Spanish California lasted until Mexico's decade-long War of Independence ended in 1821. Although California had been a separate region beyond the frontiers of New Spain, it became a state of Mexico with a population (4,000) that was tiny even compared to the sparse population of states in Mexico proper. The Roman Catholic church owned more than half the land in Mexico and was effectively a state within a state. As part of the process of wresting effective control of Mexico from the Vatican, Mexico seized real estate from the church, something that eventually was codified into the Mexican constitution. The missions in California were largely abandoned, and fell into disrepair. During the period of Mexican rule, American sailing companies maintained trade with Indians and gathered pelts, and in 1840 young Richard Henry Dana wrote of his own experiences aboard ship off California in the 1830s. Mexico paid little attention to its far-flung northern possession until June 1846, when American settlers in the Sacramento Valley revolted and raised the "Bear Flag" over Sonoma, establishing the California Republic. Thus ended the 22-year existence of the Territory of Alta California recognized by the 1824 Constitution of Mexico.In 1846, California had a Spanish-speaking population of 4,000the population of a small village stretched along the rugged, 850-mile coastline. Before the Mexican-American War, this grew slowly with emigration mainly from the United States. The Republic, under President William B. Ide, applied to the U.S. for protection from Mexico and California entered the war on the side of the U.S. Commodore John Drake Sloat, acting on instructions from Washington, D.C., ordered his naval troops to occupy Monterey and Yerba Buena to preserve order since war had broken out over the admission of Texas as a U.S. state. After 24 days, the Bear Flaggers joined the war effort and replaced the Bear Flag with the Stars and Stripes.

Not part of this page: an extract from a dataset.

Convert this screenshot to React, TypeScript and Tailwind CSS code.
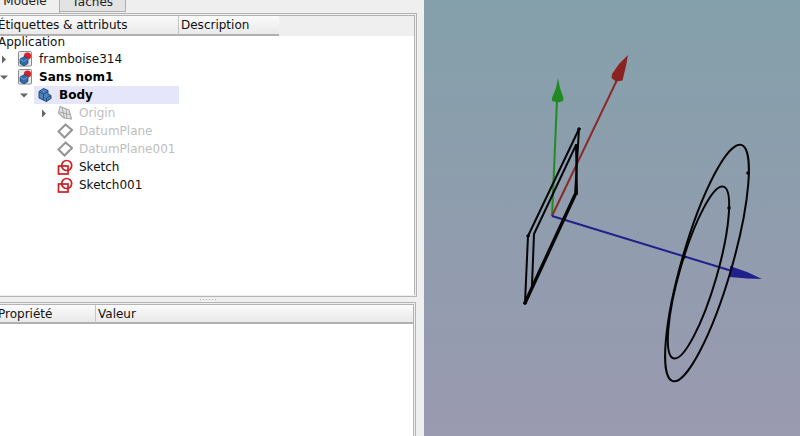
import React from "react";

const font = { fontFamily: '"DejaVu Sans", sans-serif' };

function Arrow({ open }: { open?: boolean }) {
  return (
    <svg width="9" height="9" viewBox="0 0 9 9" className="shrink-0">
      {open ? <path d="M0 2.5H8L4 6.5Z" fill="#666" /> : <path d="M2 0.5V8.5L6 4.5Z" fill="#666" />}
    </svg>
  );
}

function DocIcon() {
  return (
    <svg width="16" height="16" viewBox="0 0 16 16" className="shrink-0">
      <rect x="1.5" y="0.5" width="13" height="14.5" rx="1" fill="#e8e8e8" stroke="#8a8a8a" />
      <circle cx="10.5" cy="5" r="3.6" fill="#d4202a" />
      <path d="M3 8L7.5 5.5L11 7.5V12.5L7 15L3 12.5Z" fill="#2f69a8" stroke="#173f6e" strokeWidth="0.7" />
      <path d="M3.5 8.5L7 10.5L10.5 8" fill="none" stroke="#7fb0e0" strokeWidth="0.8" />
    </svg>
  );
}

function BodyIcon() {
  return (
    <svg width="16" height="16" viewBox="0 0 16 16" className="shrink-0">
      <path d="M2 4.5L6.5 1.5L11 3.5V7L14 8.5V11.5L9.5 14.5L2 11Z" fill="#4d82bd" stroke="#1f4873" strokeWidth="1" strokeLinejoin="round" />
      <path d="M2 4.5L6.5 7V13M6.5 7L11 4.5M9.5 11V14.5M9.5 11L14 8.5" fill="none" stroke="#1f4873" strokeWidth="0.9" />
    </svg>
  );
}

function OriginIcon() {
  return (
    <svg width="16" height="16" viewBox="0 0 16 16" className="shrink-0">
      <path d="M3 1.5L12 5L14.5 14L7 13L1.5 8Z" fill="#e4e4e4" stroke="#a5a5a5" strokeWidth="1.1" strokeLinejoin="round" />
      <path d="M2.5 7L13 9.5M5 2.5L7.5 13M9 4L10 13.5" fill="none" stroke="#a5a5a5" strokeWidth="1" />
    </svg>
  );
}

function DatumIcon() {
  return (
    <svg width="16" height="16" viewBox="0 0 16 16" className="shrink-0">
      <path d="M8.5 1.5L15 7L7.5 14.5L1.5 8.5Z" fill="none" stroke="#949494" strokeWidth="2" />
    </svg>
  );
}

function SketchIcon() {
  return (
    <svg width="16" height="16" viewBox="0 0 16 16" className="shrink-0">
      <rect x="1.5" y="7" width="9.5" height="8" fill="none" stroke="#cc1f24" strokeWidth="1.7" />
      <circle cx="9.7" cy="6.5" r="5" fill="none" stroke="#cc1f24" strokeWidth="1.7" />
    </svg>
  );
}

function Row({ level, arrow, icon, label, bold, muted, selected }: {
  level: number; arrow?: "open" | "closed"; icon: React.ReactNode; label: string;
  bold?: boolean; muted?: boolean; selected?: boolean;
}) {
  return (
    <div className="flex h-[18px] items-center" style={{ paddingLeft: level * 20 }}>
      <div className="flex w-[17px] shrink-0 justify-start">
        {arrow && <Arrow open={arrow === "open"} />}
      </div>
      <div className={`flex h-[18px] items-center ${selected ? "bg-[#e6e6fa]" : ""}`} style={selected ? { width: 145, marginLeft: -3, paddingLeft: 3 } : undefined}>
        {icon}
        <span className={`ml-[6px] whitespace-nowrap text-[12px] ${bold ? "font-bold text-black" : muted ? "text-[#bebebe]" : "text-[#111]"}`}>
          {label}
        </span>
      </div>
    </div>
  );
}

function HeaderCell({ w, children, border }: { w: string; children: React.ReactNode; border?: boolean }) {
  return (
    <div className={`${w} flex h-full shrink-0 items-center overflow-hidden whitespace-nowrap border-b-2 border-b-[#b0b0b0] bg-gradient-to-b from-[#fbfbfb] to-[#e9e9e9] text-[12px] text-[#111] ${border ? "border-r border-r-[#c4c4c4]" : ""}`}>
      {children}
    </div>
  );
}

export default function App() {
  return (
    <div className="flex h-[436px] w-[800px] overflow-hidden bg-[#efefef]" style={font}>
      <div className="flex h-full w-[424px] shrink-0 flex-col">
        {/* tabs */}
        <div className="flex h-[13px] shrink-0 overflow-hidden text-[12px] text-[#222]">
          <div className="-ml-[9px] flex h-[13px] w-[69px] shrink-0 items-start justify-center border-r border-r-[#b0b0b0] bg-[#efefef] leading-[14px]"><span className="-mt-[6px]">Modèle</span></div>
          <div className="flex h-[12px] w-[66px] shrink-0 items-start justify-center border-r border-b border-[#b0b0b0] bg-[#e3e3e3] leading-[14px]"><span className="-mt-[5px]">Tâches</span></div>
        </div>
        {/* tree panel */}
        <div className="mr-[7px] flex h-[284px] shrink-0 flex-col border border-l-0 border-[#b4b4b4] p-[1px] pl-0">
          <div className="flex flex-1 flex-col overflow-hidden border-r border-t border-[#b4b4b4] bg-white">
            <div className="flex h-[20px] shrink-0 bg-[#efefef]">
              <HeaderCell w="w-[179px]" border><span className="-ml-[2px]">Étiquettes &amp; attributs</span></HeaderCell>
              <HeaderCell w="w-[100px]"><span className="ml-[2px]">Description</span></HeaderCell>
            </div>
            <div>
              <div className="-ml-[2px] flex h-[14px] items-start text-[12px] leading-[13px] text-[#111]">Application</div>
              <div>
                <Row level={0} arrow="closed" icon={<DocIcon />} label="framboise314" />
                <Row level={0} arrow="open" icon={<DocIcon />} label="Sans nom1" bold />
                <Row level={1} arrow="open" icon={<BodyIcon />} label="Body" bold selected />
                <Row level={2} arrow="closed" icon={<OriginIcon />} label="Origin" muted />
                <Row level={2} icon={<DatumIcon />} label="DatumPlane" muted />
                <Row level={2} icon={<DatumIcon />} label="DatumPlane001" muted />
                <Row level={2} icon={<SketchIcon />} label="Sketch" />
                <Row level={2} icon={<SketchIcon />} label="Sketch001" />
              </div>
            </div>
          </div>
        </div>
        {/* splitter */}
        <div className="flex h-[5px] shrink-0 items-center justify-center pr-[8px]">
          <div className="flex gap-[2px]">
            {[0, 1, 2, 3, 4, 5].map((i) => (
              <div key={i} className="h-[1px] w-[1px] bg-[#b0b0b0]" />
            ))}
          </div>
        </div>
        {/* property panel */}
        <div className="mr-[8px] flex min-h-0 flex-1 flex-col border border-b-0 border-l-0 border-[#b4b4b4] pr-[1px] pt-[1px]">
          <div className="flex flex-1 flex-col border-r border-t border-[#b4b4b4] bg-white">
            <div className="flex h-[19px] shrink-0">
              <HeaderCell w="w-[96px]" border><span className="-ml-[2px]">Propriété</span></HeaderCell>
              <div className="flex h-full flex-1 items-center border-b-2 border-b-[#b0b0b0] bg-gradient-to-b from-[#fbfbfb] to-[#e9e9e9] text-[12px] text-[#111]">
                <span className="ml-[2px]">Valeur</span>
              </div>
            </div>
          </div>
        </div>
      </div>

      {/* 3D view */}
      <div className="relative h-full flex-1 bg-gradient-to-b from-[#84a0ab] to-[#9a9ab0]">
        <svg width="376" height="436" viewBox="424 0 376 436" className="block">
          {/* axes */}
          <path d="M552 216L557 100" stroke="#228b22" strokeWidth="2" fill="none" />
          <path d="M558 78L560 88L563.5 98L563 101L558 102.5L552 101L552 98L556 88Z" fill="#1f8a22" />
          <path d="M552 216L617 80" stroke="#8b2a2a" strokeWidth="2" fill="none" />
          <path d="M628 55L626 66L622.5 80.5L616 81.5L611.5 78L612 74L619 64Z" fill="#8b2222" />
          <path d="M552 216L732 271" stroke="#20208c" strokeWidth="2" fill="none" />
          <path d="M730 266L747 272L762 279L747 278.5L730 277Z" fill="#20208c" />
          {/* datum plane sketch */}
          <g fill="none" stroke="#050505" strokeLinecap="round" strokeLinejoin="round">
            <path d="M579 129L528 236L525 303L575 195Z" strokeWidth="2" />
            <path d="M576 145L534 234L532 285" strokeWidth="2" />
            <path d="M576 145L577 194" strokeWidth="2" />
            <path d="M525 303L575 195" strokeWidth="3.4" />
            <circle cx="579" cy="129" r="1.3" strokeWidth="1" />
            <circle cx="528" cy="236" r="1.3" strokeWidth="1" />
            <circle cx="525" cy="303" r="1.3" strokeWidth="1" />
          </g>
          {/* rings */}
          <g fill="none" stroke="#050505" strokeWidth="2">
            <ellipse cx="707" cy="263" rx="25" ry="123" transform="rotate(16.2 707 263)" />
            <ellipse cx="698.5" cy="272.5" rx="18.5" ry="89.4" transform="rotate(16.2 698.5 272.5)" />
          </g>
          <g fill="#050505">
            <circle cx="748" cy="173" r="1.8" />
            <circle cx="729" cy="208" r="1.8" />
            <circle cx="684" cy="257" r="1.8" />
          </g>
        </svg>
      </div>
    </div>
  );
}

In 1848, gold was discovered in the Sierra foothills at Sutter's Mill about 40 miles east of Sacramento, beginning the California gold rush. John Sutter was a Swiss German settler who colonized an area around the Sacramento River and Sutter Creek, north and inland from the sparsely-settled Spanish land-grants. James W. Marshall, an American who was Sutter's carpenter, discovered the gold which started a gold rush of immigrants, mostly from the U.S.
California's role in the American Civil War is one of the least researched areas of American and Californian history, but it nonetheless played a distant role which is important for the many ways in which it was a microcosm of the whole United States, both North and South. California was settled primarily by Midwestern and Southern farmers who were sympathetic to decentralized government and states' rights. California also was the destination for a minority of powerful Northeastern capitalists who played a significant role in Californian politics through their control of mines, shipping, and finance.

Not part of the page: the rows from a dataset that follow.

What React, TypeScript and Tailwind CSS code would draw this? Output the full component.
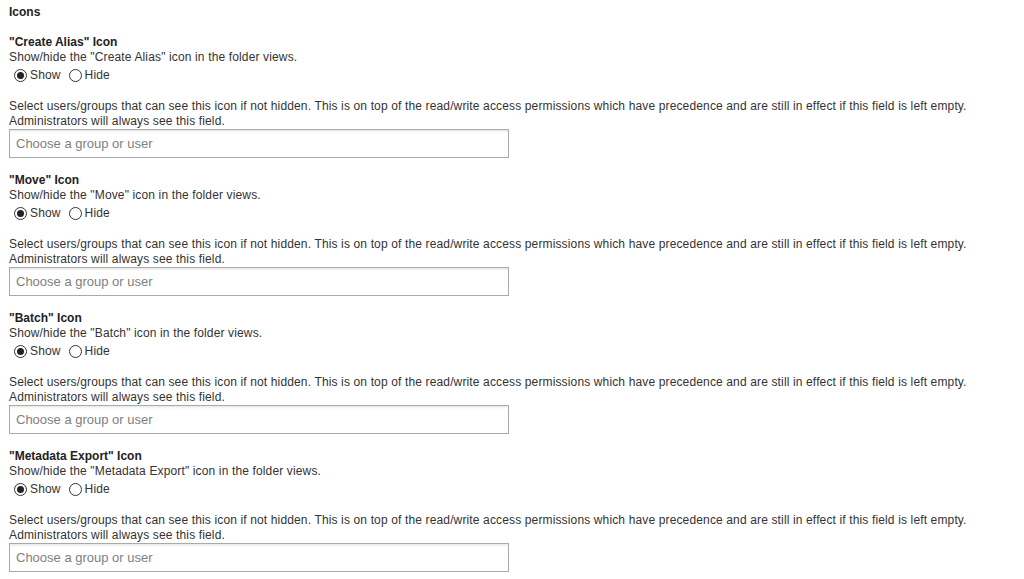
// Folder view icon settings: show/hide toggles plus a user/group picker per icon.

const ICONS = ["Create Alias", "Move", "Batch", "Metadata Export"];

function Radio({ checked, label }: { checked: boolean; label: string }) {
  return (
    <label className="flex items-center">
      <span className="flex h-[13px] w-[13px] items-center justify-center rounded-full border border-[#333] bg-white">
        {checked && <span className="h-[7px] w-[7px] rounded-full bg-[#222]" />}
      </span>
      <span className="ml-[3px]">{label}</span>
    </label>
  );
}

function IconSection({ name }: { name: string }) {
  return (
    <div className="mb-[15px]">
      <div className="font-bold tracking-normal text-[#222]">"{name}" Icon</div>
      <div>Show/hide the "{name}" icon in the folder views.</div>
      <div className="flex h-[20px] items-center gap-[8px] pl-[5px]">
        <Radio checked label="Show" />
        <Radio checked={false} label="Hide" />
      </div>
      <div className="mt-[14px]">
        Select users/groups that can see this icon if not hidden. This is on top of the read/write access
        permissions which have precedence and are still in effect if this field is left empty.
        <br />
        Administrators will always see this field.
      </div>
      <input
        type="text"
        placeholder="Choose a group or user"
        className="block h-[29px] w-[500px] border border-[#aaa] bg-white px-[6px] text-[13px] tracking-normal shadow-[inset_0_3px_3px_-2px_rgba(0,0,0,0.12)] outline-none placeholder:text-[#808080]"
      />
    </div>
  );
}

export default function App() {
  return (
    <div className="min-h-screen bg-white pl-[9px] pt-[5px] font-['Liberation_Sans',Arial,sans-serif] text-[12px] leading-[15px] tracking-[0.14px] text-[#333]">
      <div className="mb-[15px] font-bold tracking-normal text-[#222]">Icons</div>
      {ICONS.map((name) => (
        <IconSection key={name} name={name} />
      ))}
    </div>
  );
}
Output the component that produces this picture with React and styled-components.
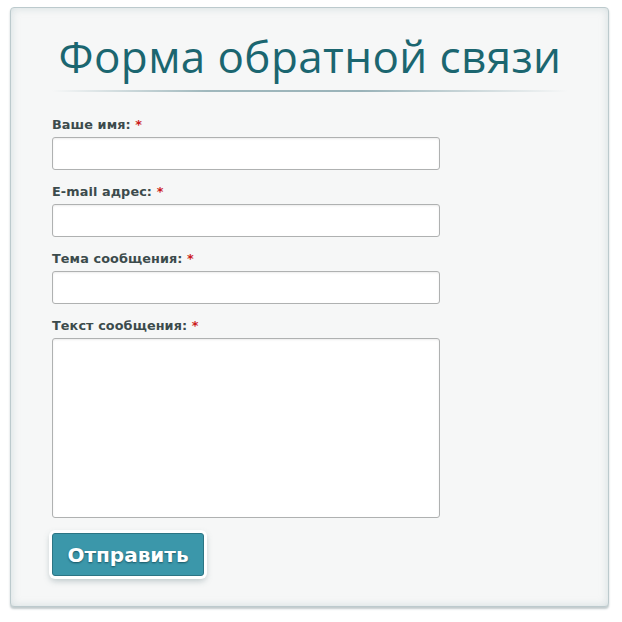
import React from "react";
import styled, { createGlobalStyle } from "styled-components";

const Global = createGlobalStyle`
  html, body {
    margin: 0;
    padding: 0;
    background: #ffffff;
  }
  body {
    font-family: "DejaVu Sans", "Noto Sans", sans-serif;
  }
`;

const Page = styled.div`
  padding: 7px 12px 14px 10px;
`;

const Panel = styled.form`
  width: 599px;
  height: 600px;
  box-sizing: border-box;
  background: #f6f7f7;
  border: 1px solid #bccacd;
  border-radius: 4px;
  box-shadow: inset 0 0 8px rgba(150, 175, 180, 0.35), 0 2px 2px rgba(120, 140, 145, 0.45);
  padding: 19px 40px 0 41px;
  display: flex;
  flex-direction: column;
`;

const Title = styled.h1`
  margin: 0;
  text-align: center;
  font-family: "Open Sans", "Noto Sans", sans-serif;
  font-weight: 400;
  font-size: 44px;
  line-height: 58px;
  letter-spacing: 0.4px;
  color: #1b6670;
`;

const Divider = styled.div`
  height: 2px;
  margin: 5px 0 0;
  background: linear-gradient(
    to right,
    rgba(155, 181, 187, 0) 0%,
    #a0b8bd 30%,
    #9ab3b9 60%,
    rgba(155, 181, 187, 0) 100%
  );
`;

const Fields = styled.div`
  display: flex;
  flex-direction: column;
  gap: 13px;
  margin-top: 24px;
`;

const Field = styled.label`
  display: flex;
  flex-direction: column;
  gap: 4px;
`;

const LabelText = styled.span`
  font-family: "DejaVu Sans", sans-serif;
  font-weight: bold;
  font-size: 12.8px;
  line-height: 17px;
  color: #3c4b4c;
  letter-spacing: 0.1px;
`;

const Req = styled.span`
  color: #cc1b1b;
`;

const Input = styled.input`
  width: 388px;
  height: 33px;
  box-sizing: border-box;
  border: 1px solid #afb1b1;
  border-radius: 3px;
  background: #ffffff;
  box-shadow: inset 0 1px 2px rgba(0, 0, 0, 0.08);
  outline: none;
`;

const TextArea = styled.textarea`
  width: 388px;
  height: 180px;
  box-sizing: border-box;
  border: 1px solid #afb1b1;
  border-radius: 3px;
  background: #ffffff;
  box-shadow: inset 0 1px 2px rgba(0, 0, 0, 0.08);
  resize: none;
  outline: none;
`;

const Submit = styled.button`
  align-self: flex-start;
  margin-top: 15px;
  width: 152px;
  height: 43px;
  box-sizing: border-box;
  background: #3b97aa;
  border: 1px solid #2c7584;
  border-radius: 3px;
  box-shadow: 0 0 0 3px #ffffff, 0 3px 6px 2px rgba(80, 110, 115, 0.35);
  color: #ffffff;
  font-family: "DejaVu Sans", sans-serif;
  font-weight: bold;
  font-size: 20px;
  text-shadow: 0 1px 2px rgba(0, 40, 50, 0.6);
  cursor: pointer;
`;

const fields = [
  { label: "Ваше имя:", type: "text" },
  { label: "E-mail адрес:", type: "email" },
  { label: "Тема сообщения:", type: "text" },
];

export default function App() {
  return (
    <>
      <Global />
      <Page>
        <Panel onSubmit={(e) => e.preventDefault()}>
          <Title>Форма обратной связи</Title>
          <Divider />
          <Fields>
            {fields.map((f) => (
              <Field key={f.label}>
                <LabelText>
                  {f.label} <Req>*</Req>
                </LabelText>
                <Input type={f.type} />
              </Field>
            ))}
            <Field>
              <LabelText>
                Текст сообщения: <Req>*</Req>
              </LabelText>
              <TextArea />
            </Field>
          </Fields>
          <Submit type="submit">Отправить</Submit>
        </Panel>
      </Page>
    </>
  );
}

Beginning at the turn of the twentieth century, there were several daring feats of engineering in Californian history. First is the Los Angeles Aqueduct, which runs from eastern California through the Mojave Desert and its Antelope Valley to dry Los Angeles far to the south. Finished in 1911, it was the brain-child of the self-taught William Mulholland and is still in use today. Creeks flowing from the eastern Sierra are diverted into the aqueduct. This attracts controversy from time to time since this withholds water from Mono Lake an especially otherworldly and beautiful ecosystem and from farmers in the Owens Valley. Other feats are the building of Hoover Dam (which is in Nevada, but provides power and water to Southern California), Hetch Hetchy Reservoir, and the California Aqueduct, taking water from northern California to dry and sprawling southern California. Another project was the draining of Lake Tulare, which, during high water was the largest fresh-water lake inside an American state. This created a large wet area amid the dry San Joaquin Valley and swamps abounded at its shores. By the 1970s, it was completely drained, but it attempts to resurrect itself during heavy rains.
In the 1920s, oil was discovered, first near Newhall, in northern Los Angeles County. Soon, more oil was found all over the L.A. Basin and other parts of California. It soon became the most profitable industry in the southern part of the state. The first decades of the twentieth century saw the rise of the studio system founded by industrious Polish Jews seeking a life in the land of opportunity. MGM, Universal and Warner Brothers all acquired land in Hollywood, which was then a small subdivision known as "Hollywoodland" on the outskirts of Los Angeles.
During World War II, California's mild climate became a major resource for the war effort. Numerous air-training bases were established in Southern California, where most aircraft manufacturers, including Douglas Aircraft and Hughes Aircraft expanded or established factories. Major naval, shipyards were established or expanded in San Diego, Long Beach and San Francisco Bay. San Francisco was the home of the liberty ships. In the late 1960s the baby-boom generation reached draft age, and many risked arrest to oppose the war in Vietnam. There were numerous demonstrations and strikes, most famously on the prestigious Berkeley campus of the University of California, across the bay from San Francisco. In 1965, race riots erupted in Watts, in the South-Central area of Los Angeles. Some commentators predicted revolution. Then the federal government promised to withdraw from the Vietnam War, which at last happened in 1974. The radical political movements, having achieved a large part of their aim, lost members and funding.
Starting in the 1950s, high technology companies in Northern California began a spectacular growth that continued through the end of the century. The major products included personal computers, video games, and networking systems. The majority of these companies settled along a highway stretching from Palo Alto to San Jose, notably including Santa Clara and Sunnyvale, California, all in the Santa Clara Valley, the so-called "Silicon Valley," named after the material used to produce the integrated circuits of the era. This era peaked in 2000, by which time demand for skilled technical professionals had become so high that the high-tech industry had trouble filling all of its positions and therefore pushed for increased visa quotas so that they could recruit from overseas. When the "Dot-Com bubble" burst in 2001, jobs evaporated overnight and, for the first time over the next two years, more people moved out of the area than moved in. This somewhat mirrored the collapse of the aerospace industry in southern california some twenty years earlier.